— Aim —
Can you write out all the lines word for word, with no pictures?

◆ ◆ ◆

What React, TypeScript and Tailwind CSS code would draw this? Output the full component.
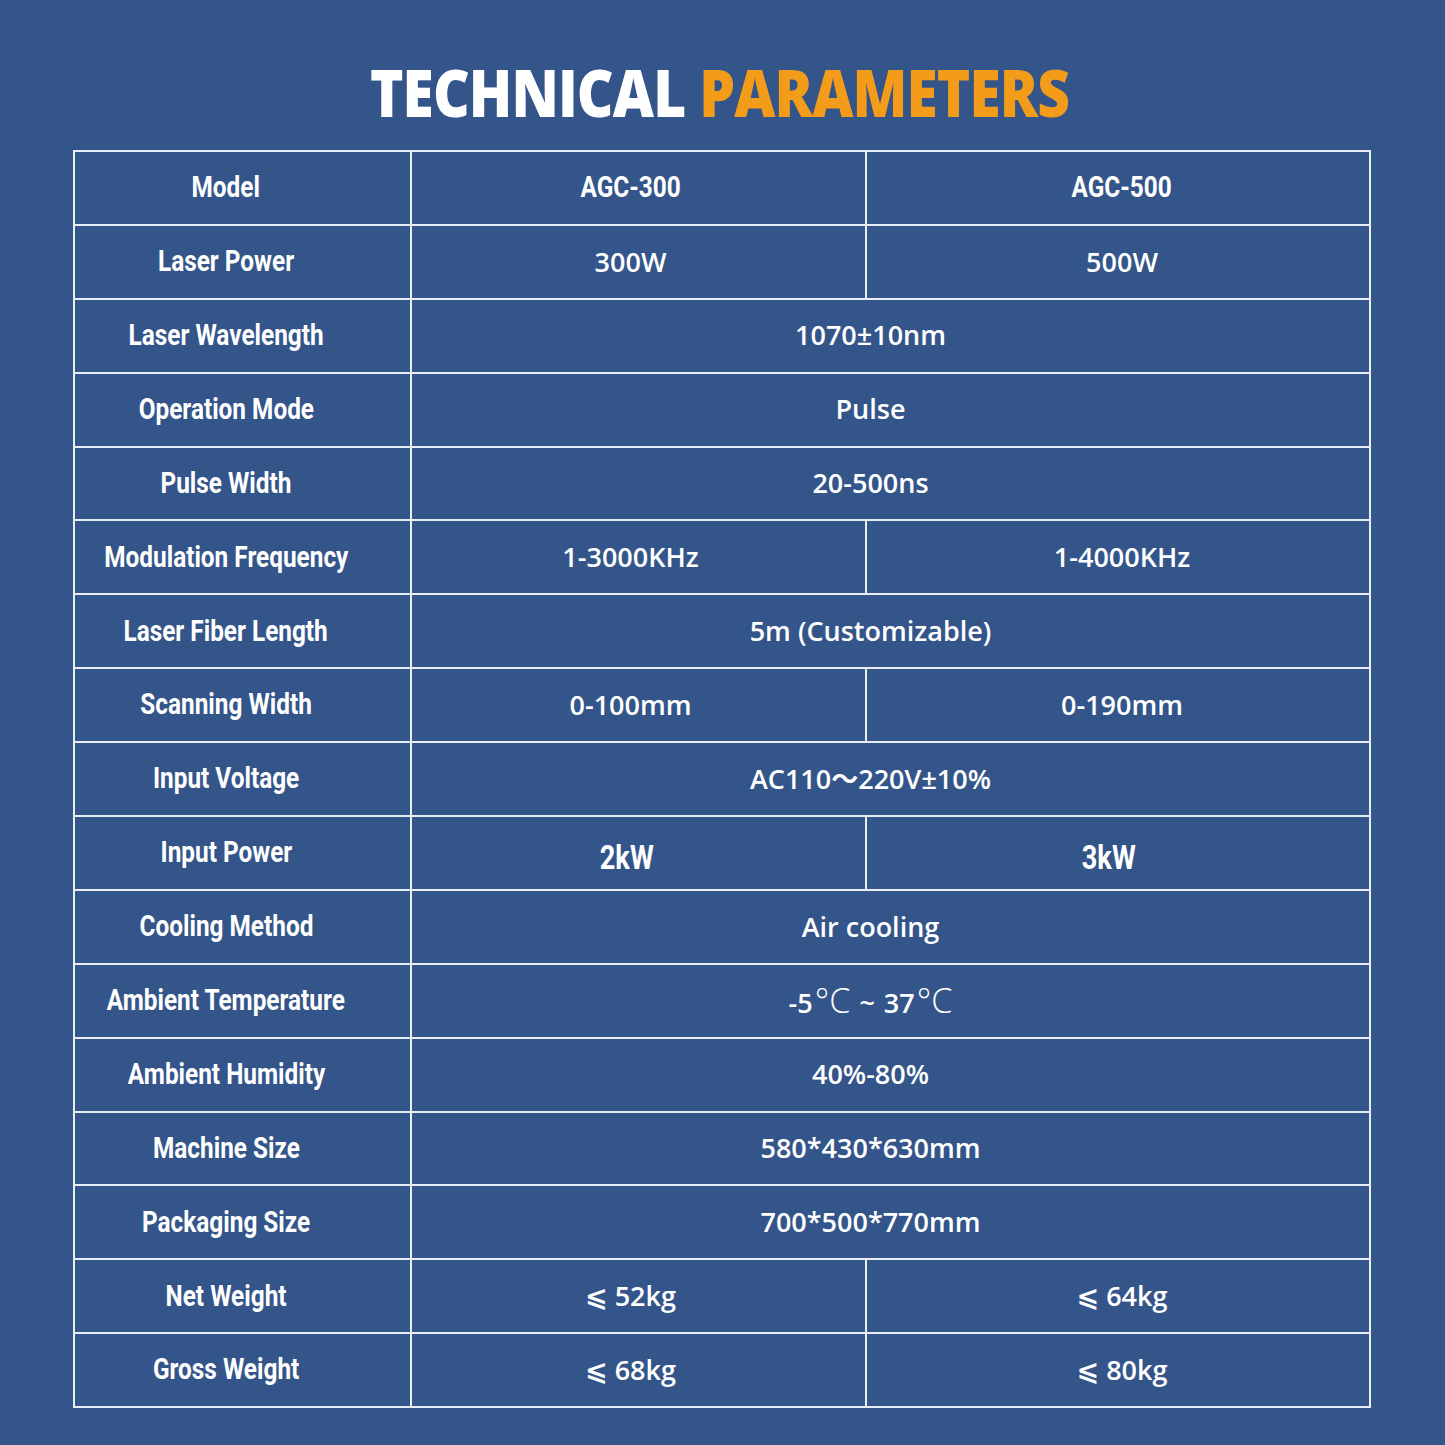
import type { ReactNode } from "react";

type Row = { label: string; a: ReactNode; b?: ReactNode; big?: boolean };

const deg = "font-['Open_Sans',sans-serif] font-light text-[34px] ml-[2px]";

const ROWS: Row[] = [
  { label: "Model", a: "AGC-300", b: "AGC-500" },
  { label: "Laser Power", a: "300W", b: "500W" },
  { label: "Laser Wavelength", a: "1070±10nm" },
  { label: "Operation Mode", a: "Pulse" },
  { label: "Pulse Width", a: "20-500ns" },
  { label: "Modulation Frequency", a: "1-3000KHz", b: "1-4000KHz" },
  { label: "Laser Fiber Length", a: "5m (Customizable)" },
  { label: "Scanning Width", a: "0-100mm", b: "0-190mm" },
  { label: "Input Voltage", a: "AC110～220V±10%" },
  { label: "Input Power", a: "2kW", b: "3kW", big: true },
  { label: "Cooling Method", a: "Air cooling" },
  {
    label: "Ambient Temperature",
    a: (
      <>
        -5<span className={deg}>°C</span>
        <span className="mx-[9px]">~</span>37<span className={deg}>°C</span>
      </>
    ),
  },
  { label: "Ambient Humidity", a: "40%-80%" },
  { label: "Machine Size", a: "580*430*630mm" },
  { label: "Packaging Size", a: "700*500*770mm" },
  { label: "Net Weight", a: "⩽ 52kg", b: "⩽ 64kg" },
  { label: "Gross Weight", a: "⩽ 68kg", b: "⩽ 80kg" },
];

const cond = "inline-block whitespace-nowrap font-['Roboto',sans-serif] font-bold";
const val =
  "font-['Open_Sans','Noto_Sans_CJK_SC','DejaVu_Sans',sans-serif] font-semibold text-[27px]";
const cell = "border-2 border-[#e8ecf3] p-0 text-center";

function Value({ row, v }: { row: Row; v: ReactNode }) {
  if (row.label === "Model") return <span className={`${cond} scale-x-[0.84] text-[29px]`}>{v}</span>;
  if (row.big) return <span className={`${cond} translate-y-[5px] scale-x-[0.8] text-[34px]`}>{v}</span>;
  return <>{v}</>;
}

export default function App() {
  return (
    <div className="min-h-[1445px] w-[1445px] bg-[#34558a] text-white">
      <h1 className="pt-[58px] pb-[26px] text-center leading-none">
        <span className="inline-block -translate-x-[3px] scale-x-[0.86] whitespace-nowrap font-['Open_Sans',sans-serif] text-[66px] font-extrabold tracking-[-1px]">
          TECHNICAL <span className="text-[#f39c19]">PARAMETERS</span>
        </span>
      </h1>

      <div className="ml-[73px] w-[1298px]">
        <table className="w-full table-fixed border-collapse border-2 border-[#e8ecf3]">
          <colgroup>
            <col className="w-[337px]" />
            <col className="w-[455px]" />
            <col />
          </colgroup>
          <tbody>
            {ROWS.map((r) => (
              <tr key={r.label} className="h-[73.9px]">
                <td className={`${cell} pr-[33px]`}>
                  <span className={`${cond} scale-x-[0.84] text-[29px]`}>{r.label}</span>
                </td>
                {r.b ? (
                  <>
                    <td className={`${cell} ${val} ${r.big ? "pr-[24px]" : "pr-[16px]"}`}>
                      <Value row={r} v={r.a} />
                    </td>
                    <td className={`${cell} ${val} ${r.big ? "pr-[18px]" : "pl-[8px]"}`}>
                      <Value row={r} v={r.b} />
                    </td>
                  </>
                ) : (
                  <td colSpan={2} className={`${cell} ${val} pr-[40px]`}>
                    {r.a}
                  </td>
                )}
              </tr>
            ))}
          </tbody>
        </table>
      </div>
    </div>
  );
}
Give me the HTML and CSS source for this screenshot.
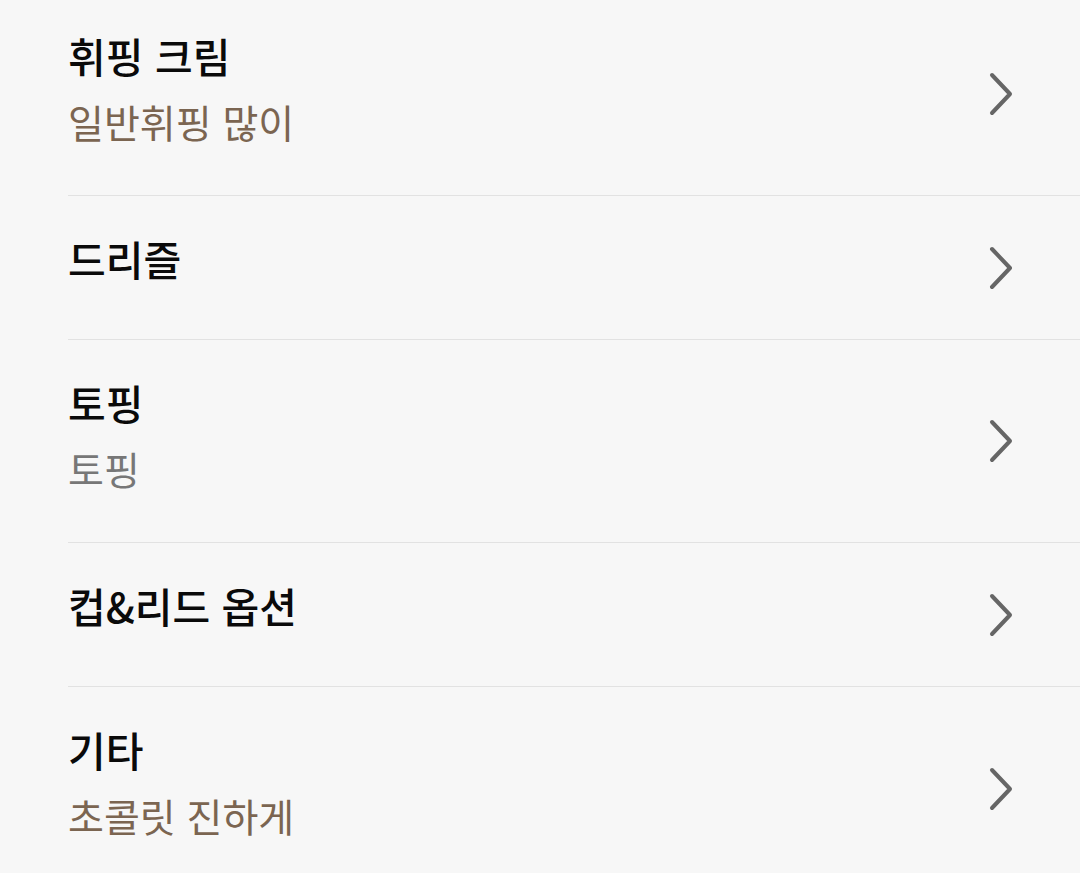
FILE: index.html
```html
<!DOCTYPE html>
<html lang="ko">
<head>
<meta charset="utf-8">
<link rel="stylesheet" href="styles.css">
</head>
<body>
<ul class="list">
  <li class="row two">
    <div class="text"><div class="title">휘핑 크림</div><div class="sub brown">일반휘핑 많이</div></div>
    <svg class="chev" viewBox="0 0 26 46"><polyline points="4,4 22,23 4,42"/></svg>
  </li>
  <li class="row">
    <div class="text"><div class="title">드리즐</div></div>
    <svg class="chev" viewBox="0 0 26 46"><polyline points="4,4 22,23 4,42"/></svg>
  </li>
  <li class="row two">
    <div class="text"><div class="title">토핑</div><div class="sub gray">토핑</div></div>
    <svg class="chev" viewBox="0 0 26 46"><polyline points="4,4 22,23 4,42"/></svg>
  </li>
  <li class="row">
    <div class="text"><div class="title">컵&amp;리드 옵션</div></div>
    <svg class="chev" viewBox="0 0 26 46"><polyline points="4,4 22,23 4,42"/></svg>
  </li>
  <li class="row two">
    <div class="text"><div class="title">기타</div><div class="sub brown">초콜릿 진하게</div></div>
    <svg class="chev" viewBox="0 0 26 46"><polyline points="4,4 22,23 4,42"/></svg>
  </li>
</ul>
</body>
</html>
```
FILE: styles.css
```css
html, body {
  margin: 0;
  padding: 0;
  background: #f7f7f7;
  overflow: hidden;
}
body {
  font-family: "Noto Sans CJK KR", "Noto Sans", sans-serif;
}
.list {
  list-style: none;
  margin: -7px 0 0 68px;
  padding: 0;
}
.row {
  display: flex;
  align-items: flex-start;
  justify-content: space-between;
  height: 144px;
  box-sizing: border-box;
  padding: 35px 66px 0 0;
  border-bottom: 1px solid #e2e2e2;
}
.row.two {
  height: 203px;
}
.row:last-child {
  border-bottom: none;
}
.text {
  display: flex;
  flex-direction: column;
}
.title {
  font-size: 41px;
  line-height: 54px;
  font-weight: 500;
  color: #0a0a0a;
}
.sub {
  font-size: 39px;
  line-height: 54px;
  margin-top: 12px;
}
.brown { color: #7b6551; }
.gray { color: #777777; }
.chev {
  align-self: center;
  margin-top: -35px;
  width: 26px;
  height: 46px;
  fill: none;
  stroke: #666;
  stroke-width: 4;
  stroke-linecap: round;
  stroke-linejoin: round;
}
```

◆ ◆ ◆

— Answer —
What React, TypeScript and Tailwind CSS code would draw this? Output the full component.
import type { ReactNode } from "react";

type Row = { label: string; a: ReactNode; b?: ReactNode; big?: boolean };

const deg = "font-['Open_Sans',sans-serif] font-light text-[34px] ml-[2px]";

const ROWS: Row[] = [
  { label: "Model", a: "AGC-300", b: "AGC-500" },
  { label: "Laser Power", a: "300W", b: "500W" },
  { label: "Laser Wavelength", a: "1070±10nm" },
  { label: "Operation Mode", a: "Pulse" },
  { label: "Pulse Width", a: "20-500ns" },
  { label: "Modulation Frequency", a: "1-3000KHz", b: "1-4000KHz" },
  { label: "Laser Fiber Length", a: "5m (Customizable)" },
  { label: "Scanning Width", a: "0-100mm", b: "0-190mm" },
  { label: "Input Voltage", a: "AC110～220V±10%" },
  { label: "Input Power", a: "2kW", b: "3kW", big: true },
  { label: "Cooling Method", a: "Air cooling" },
  {
    label: "Ambient Temperature",
    a: (
      <>
        -5<span className={deg}>°C</span>
        <span className="mx-[9px]">~</span>37<span className={deg}>°C</span>
      </>
    ),
  },
  { label: "Ambient Humidity", a: "40%-80%" },
  { label: "Machine Size", a: "580*430*630mm" },
  { label: "Packaging Size", a: "700*500*770mm" },
  { label: "Net Weight", a: "⩽ 52kg", b: "⩽ 64kg" },
  { label: "Gross Weight", a: "⩽ 68kg", b: "⩽ 80kg" },
];

const cond = "inline-block whitespace-nowrap font-['Roboto',sans-serif] font-bold";
const val =
  "font-['Open_Sans','Noto_Sans_CJK_SC','DejaVu_Sans',sans-serif] font-semibold text-[27px]";
const cell = "border-2 border-[#e8ecf3] p-0 text-center";

function Value({ row, v }: { row: Row; v: ReactNode }) {
  if (row.label === "Model") return <span className={`${cond} scale-x-[0.84] text-[29px]`}>{v}</span>;
  if (row.big) return <span className={`${cond} translate-y-[5px] scale-x-[0.8] text-[34px]`}>{v}</span>;
  return <>{v}</>;
}

export default function App() {
  return (
    <div className="min-h-[1445px] w-[1445px] bg-[#34558a] text-white">
      <h1 className="pt-[58px] pb-[26px] text-center leading-none">
        <span className="inline-block -translate-x-[3px] scale-x-[0.86] whitespace-nowrap font-['Open_Sans',sans-serif] text-[66px] font-extrabold tracking-[-1px]">
          TECHNICAL <span className="text-[#f39c19]">PARAMETERS</span>
        </span>
      </h1>

      <div className="ml-[73px] w-[1298px]">
        <table className="w-full table-fixed border-collapse border-2 border-[#e8ecf3]">
          <colgroup>
            <col className="w-[337px]" />
            <col className="w-[455px]" />
            <col />
          </colgroup>
          <tbody>
            {ROWS.map((r) => (
              <tr key={r.label} className="h-[73.9px]">
                <td className={`${cell} pr-[33px]`}>
                  <span className={`${cond} scale-x-[0.84] text-[29px]`}>{r.label}</span>
                </td>
                {r.b ? (
                  <>
                    <td className={`${cell} ${val} ${r.big ? "pr-[24px]" : "pr-[16px]"}`}>
                      <Value row={r} v={r.a} />
                    </td>
                    <td className={`${cell} ${val} ${r.big ? "pr-[18px]" : "pl-[8px]"}`}>
                      <Value row={r} v={r.b} />
                    </td>
                  </>
                ) : (
                  <td colSpan={2} className={`${cell} ${val} pr-[40px]`}>
                    {r.a}
                  </td>
                )}
              </tr>
            ))}
          </tbody>
        </table>
      </div>
    </div>
  );
}
Give me the HTML and CSS source for this screenshot.
FILE: index.html
```html
<!DOCTYPE html>
<html lang="ko">
<head>
<meta charset="utf-8">
<link rel="stylesheet" href="styles.css">
</head>
<body>
<ul class="list">
  <li class="row two">
    <div class="text"><div class="title">휘핑 크림</div><div class="sub brown">일반휘핑 많이</div></div>
    <svg class="chev" viewBox="0 0 26 46"><polyline points="4,4 22,23 4,42"/></svg>
  </li>
  <li class="row">
    <div class="text"><div class="title">드리즐</div></div>
    <svg class="chev" viewBox="0 0 26 46"><polyline points="4,4 22,23 4,42"/></svg>
  </li>
  <li class="row two">
    <div class="text"><div class="title">토핑</div><div class="sub gray">토핑</div></div>
    <svg class="chev" viewBox="0 0 26 46"><polyline points="4,4 22,23 4,42"/></svg>
  </li>
  <li class="row">
    <div class="text"><div class="title">컵&amp;리드 옵션</div></div>
    <svg class="chev" viewBox="0 0 26 46"><polyline points="4,4 22,23 4,42"/></svg>
  </li>
  <li class="row two">
    <div class="text"><div class="title">기타</div><div class="sub brown">초콜릿 진하게</div></div>
    <svg class="chev" viewBox="0 0 26 46"><polyline points="4,4 22,23 4,42"/></svg>
  </li>
</ul>
</body>
</html>
```
FILE: styles.css
```css
html, body {
  margin: 0;
  padding: 0;
  background: #f7f7f7;
  overflow: hidden;
}
body {
  font-family: "Noto Sans CJK KR", "Noto Sans", sans-serif;
}
.list {
  list-style: none;
  margin: -7px 0 0 68px;
  padding: 0;
}
.row {
  display: flex;
  align-items: flex-start;
  justify-content: space-between;
  height: 144px;
  box-sizing: border-box;
  padding: 35px 66px 0 0;
  border-bottom: 1px solid #e2e2e2;
}
.row.two {
  height: 203px;
}
.row:last-child {
  border-bottom: none;
}
.text {
  display: flex;
  flex-direction: column;
}
.title {
  font-size: 41px;
  line-height: 54px;
  font-weight: 500;
  color: #0a0a0a;
}
.sub {
  font-size: 39px;
  line-height: 54px;
  margin-top: 12px;
}
.brown { color: #7b6551; }
.gray { color: #777777; }
.chev {
  align-self: center;
  margin-top: -35px;
  width: 26px;
  height: 46px;
  fill: none;
  stroke: #666;
  stroke-width: 4;
  stroke-linecap: round;
  stroke-linejoin: round;
}
```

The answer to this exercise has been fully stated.